If you have a figure with a very large number of points (e.g. a scaatter plot with thousands to millions of points), the resulting PDF will render each point, which will make your document very slow to render and may crash some printers. In such cases, high-DPI (at least 300) PNG is also a good option for LaTeX.
Don’t use JPEG. It will introduce visual artifacts into your figures.
Concluding Remarks#
Seaborn is basically a set of convenience APIs on top of matplotlib (and statsmodels). It is great for relatively standard chart types, and makes things like faceting far easier than core matplotlib makes them. However, since all it does is call matplotlib in a relatively straightforward fashion, you can (for the most part) freely interchange seaborn and matplotlib calls.
Some Seaborn functions are “figure-level”. Matplotlib has concepts of figures and axes; basically an Axes
is one plot with x and y axes. A figure can have multiple axes on it (called subplots). Figure-level functions will take over the Matplotlib figure/axes structure, so they can do things like faceting. When a figure-level function creates multiple axes, touching up the plots with direct matplotlib calls is a little more difficult. Other Seaborn functions can actually be given the Axes
to draw themselves on, in case you are managing figures and axes yourself.
A detailed discussion of matplotlib’s API design and capabilities is beyond the scope of this course. We’ll be seeing more examples (and this notebook will be expanded) as the course progresses, and I encourage you to look at the galleries and tutorials provided by seaborn and matplotlib for inspiration and instructions on more sophisticated plots.
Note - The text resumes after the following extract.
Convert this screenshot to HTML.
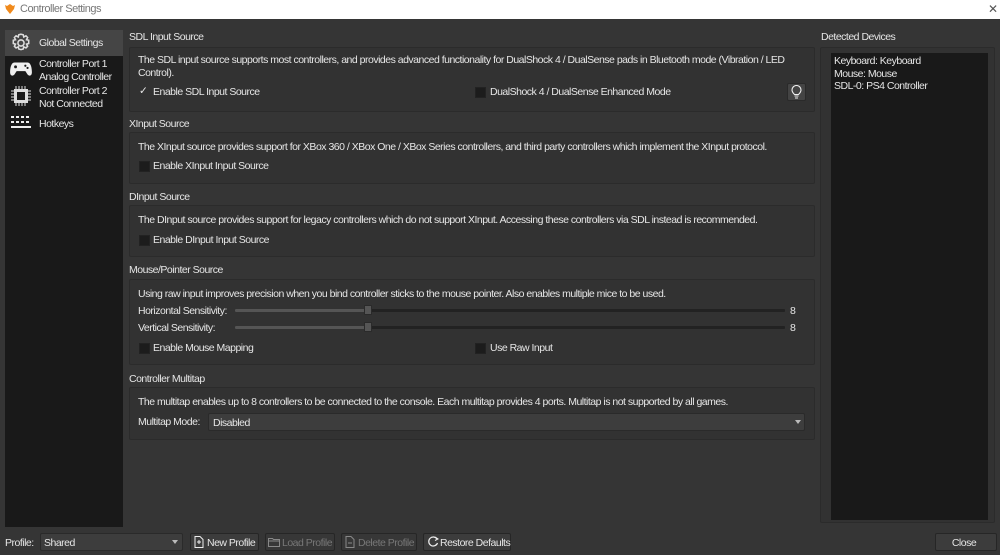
<!DOCTYPE html>
<html><head><style>
*{margin:0;padding:0;box-sizing:border-box}
body{width:1000px;height:555px;background:#353535;font-family:"Liberation Sans",sans-serif;font-size:10.5px;color:#e6e6e6;position:relative;overflow:hidden;letter-spacing:-0.5px}
.a{position:absolute;white-space:nowrap}
.box{position:absolute;border:1px solid #2b2b2b;border-radius:2px;background:#323232}
.cb{position:absolute;width:11px;height:11px;background:#1c1c1c;border:1px solid #222}
.btn{position:absolute;height:18px;border:1px solid #262626;background:#3c3c3c;border-radius:2px;padding:3px 4px 0 16px;white-space:nowrap}
.dis{color:#777}
.sl{position:absolute;height:3px;background:#222;border-radius:1px}
.h{position:absolute;width:8px;height:10px;background:#555;border:1px solid #2a2a2a;border-radius:1px}
.arr{position:absolute;width:0;height:0;border-left:3px solid transparent;border-right:3px solid transparent;border-top:4px solid #bbb}
</style></head><body>
<div class="a" style="left:0;top:0;width:1000px;height:19px;background:#fff"></div>
<svg class="a" style="left:4px;top:3px" width="12" height="12" viewBox="0 0 12 12"><path d="M6 1 L9 3 L11 2 L10 6 L6 11 L2 6 L1 2 L3 3Z" fill="#f08a1c"/></svg>
<div class="a" style="left:20px;top:3px;color:#777;font-size:11px">Controller Settings</div>
<div class="a" style="left:988px;top:2px;color:#555;font-size:12px">✕</div>

<div class="a" style="left:5px;top:30px;width:118px;height:497px;background:#191919"></div>
<div class="a" style="left:5px;top:30px;width:118px;height:26px;background:#454545"></div>
<svg class="a" style="left:10px;top:32px" width="22" height="22" viewBox="0 0 20 20"><path d="M10 2l2 .5.5 2 2-1 1.5 1.5-1 2 2 .5v3l-2 .5 1 2-1.5 1.5-2-1-.5 2-2 .5-2-.5-.5-2-2 1-1.5-1.5 1-2-2-.5v-3l2-.5-1-2 1.5-1.5 2 1 .5-2z" fill="none" stroke="#ddd" stroke-width="1.4"/><circle cx="10" cy="10" r="2.8" fill="none" stroke="#ddd" stroke-width="1.4"/></svg>
<div class="a" style="left:39px;top:37px">Global Settings</div>
<svg class="a" style="left:9px;top:60px" width="24" height="18" viewBox="0 0 22 16"><path d="M5 2h12c3 0 4 5 4 9 0 3-2 4-4 2l-2-3H7l-2 3c-2 2-4 1-4-2 0-4 1-9 4-9z" fill="#eee"/><circle cx="6" cy="6" r="1.3" fill="#191919"/><circle cx="15" cy="5" r="1" fill="#191919"/><circle cx="17" cy="7" r="1" fill="#191919"/></svg>
<div class="a" style="left:39px;top:58px;line-height:13px">Controller Port 1<br>Analog Controller</div>
<svg class="a" style="left:10px;top:85px" width="22" height="22" viewBox="0 0 22 22"><rect x="4" y="4" width="14" height="14" fill="#ddd"/><rect x="7" y="7" width="8" height="8" fill="#191919"/><path d="M6 1v3M9 1v3M12 1v3M15 1v3M6 18v3M9 18v3M12 18v3M15 18v3M1 6h3M1 9h3M1 12h3M1 15h3M18 6h3M18 9h3M18 12h3M18 15h3" stroke="#ddd"/></svg>
<div class="a" style="left:39px;top:85px;line-height:13px">Controller Port 2<br>Not Connected</div>
<svg class="a" style="left:11px;top:116px" width="20" height="13" viewBox="0 0 20 13"><path d="M0 1h3M5 1h3M10 1h3M15 1h3M0 6h3M5 6h3M10 6h3M15 6h3M0 11h20" stroke="#eee" stroke-width="2"/></svg>
<div class="a" style="left:39px;top:118px">Hotkeys</div>

<div class="a" style="left:129px;top:31px">SDL Input Source</div>
<div class="box" style="left:129px;top:47px;width:686px;height:65px"></div>
<div class="a" style="left:138px;top:54px;line-height:13px">The SDL input source supports most controllers, and provides advanced functionality for DualShock 4 / DualSense pads in Bluetooth mode (Vibration / LED<br>Control).</div>
<div class="a" style="left:139px;top:85px">✓</div>
<div class="a" style="left:153px;top:86px">Enable SDL Input Source</div>
<div class="cb" style="left:475px;top:87px"></div>
<div class="a" style="left:490px;top:86px">DualShock 4 / DualSense Enhanced Mode</div>
<div class="a" style="left:787px;top:83px;width:19px;height:18px;background:#444;border:1px solid #2a2a2a;border-radius:2px"></div>
<svg class="a" style="left:791px;top:85px" width="11" height="14" viewBox="0 0 11 14"><path d="M3.5 9.5C2 8 1 7 1 5a4.5 4.5 0 0 1 9 0c0 2-1 3-2.5 4.5zM3.5 11h4M4 13h3" fill="none" stroke="#eee" stroke-width="1.1"/></svg>

<div class="a" style="left:129px;top:118px">XInput Source</div>
<div class="box" style="left:129px;top:132px;width:686px;height:52px"></div>
<div class="a" style="left:138px;top:141px">The XInput source provides support for XBox 360 / XBox One / XBox Series controllers, and third party controllers which implement the XInput protocol.</div>
<div class="cb" style="left:139px;top:161px"></div>
<div class="a" style="left:153px;top:160px">Enable XInput Input Source</div>

<div class="a" style="left:129px;top:191px">DInput Source</div>
<div class="box" style="left:129px;top:205px;width:686px;height:52px"></div>
<div class="a" style="left:138px;top:214px">The DInput source provides support for legacy controllers which do not support XInput. Accessing these controllers via SDL instead is recommended.</div>
<div class="cb" style="left:139px;top:235px"></div>
<div class="a" style="left:153px;top:234px">Enable DInput Input Source</div>

<div class="a" style="left:129px;top:264px">Mouse/Pointer Source</div>
<div class="box" style="left:129px;top:279px;width:686px;height:86px"></div>
<div class="a" style="left:138px;top:288px">Using raw input improves precision when you bind controller sticks to the mouse pointer. Also enables multiple mice to be used.</div>
<div class="a" style="left:138px;top:305px">Horizontal Sensitivity:</div>
<div class="sl" style="left:235px;top:309px;width:550px"></div><div class="sl" style="left:235px;top:309px;width:132px;background:#555"></div><div class="h" style="left:364px;top:305px"></div>
<div class="a" style="left:790px;top:305px">8</div>
<div class="a" style="left:138px;top:322px">Vertical Sensitivity:</div>
<div class="sl" style="left:235px;top:326px;width:550px"></div><div class="sl" style="left:235px;top:326px;width:132px;background:#555"></div><div class="h" style="left:364px;top:322px"></div>
<div class="a" style="left:790px;top:322px">8</div>
<div class="cb" style="left:139px;top:343px"></div>
<div class="a" style="left:153px;top:342px">Enable Mouse Mapping</div>
<div class="cb" style="left:475px;top:343px"></div>
<div class="a" style="left:490px;top:342px">Use Raw Input</div>

<div class="a" style="left:129px;top:373px">Controller Multitap</div>
<div class="box" style="left:129px;top:387px;width:686px;height:53px"></div>
<div class="a" style="left:138px;top:396px">The multitap enables up to 8 controllers to be connected to the console. Each multitap provides 4 ports. Multitap is not supported by all games.</div>
<div class="a" style="left:138px;top:416px">Multitap Mode:</div>
<div class="a" style="left:208px;top:413px;width:597px;height:18px;background:#3d3d3d;border:1px solid #2a2a2a;border-radius:2px;padding:3px 4px">Disabled</div>
<div class="arr" style="left:795px;top:420px"></div>

<div class="a" style="left:821px;top:31px">Detected Devices</div>
<div class="box" style="left:820px;top:47px;width:175px;height:476px"></div>
<div class="a" style="left:831px;top:53px;width:157px;height:467px;background:#191919"></div>
<div class="a" style="left:834px;top:55px;line-height:12.5px">Keyboard: Keyboard<br>Mouse: Mouse<br>SDL-0: PS4 Controller</div>

<div class="a" style="left:5px;top:537px">Profile:</div>
<div class="a" style="left:40px;top:533px;width:143px;height:18px;background:#3d3d3d;border:1px solid #2a2a2a;border-radius:2px;padding:3px 3px">Shared</div>
<div class="arr" style="left:172px;top:540px"></div>
<div class="btn" style="left:190px;top:533px;width:69px">New Profile</div>
<svg class="a" style="left:194px;top:536px" width="10" height="12"><path d="M1 .5h5l3 3v8H1z M5 4v4M3 6h4" fill="none" stroke="#eee"/></svg>
<div class="btn dis" style="left:265px;top:533px;width:70px;background:#373737">Load Profile</div>
<svg class="a" style="left:268px;top:537px" width="12" height="10"><path d="M.5 1.5h4l1 1h6v7H.5zM.5 4h11" fill="none" stroke="#888"/></svg>
<div class="btn dis" style="left:341px;top:533px;width:76px;background:#373737">Delete Profile</div>
<svg class="a" style="left:345px;top:536px" width="10" height="12"><path d="M1 .5h5l3 3v8H1zM3 7h4" fill="none" stroke="#888"/></svg>
<div class="btn" style="left:423px;top:533px;width:88px">Restore Defaults</div>
<svg class="a" style="left:427px;top:536px" width="12" height="12"><path d="M10 3A4.5 4.5 0 1 0 10.5 7" fill="none" stroke="#eee" stroke-width="1.2"/><path d="M8 1l3 2-3 1.5" fill="none" stroke="#eee"/></svg>
<div class="btn" style="left:935px;top:533px;width:62px;padding-left:0;text-align:center">Close</div>
</body></html>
plotnine makes assembling nuanced, polished charts quite a bit easier, abstracting over matplotlib’s capabilities with a uniform API called the Grammar of Graphics (pioneered by the R package ggplot2), but it is currently harder to install in Anaconda. I want our notebooks for this class to run out of the box in Anaconda when possible, in order to minimize software difficulties.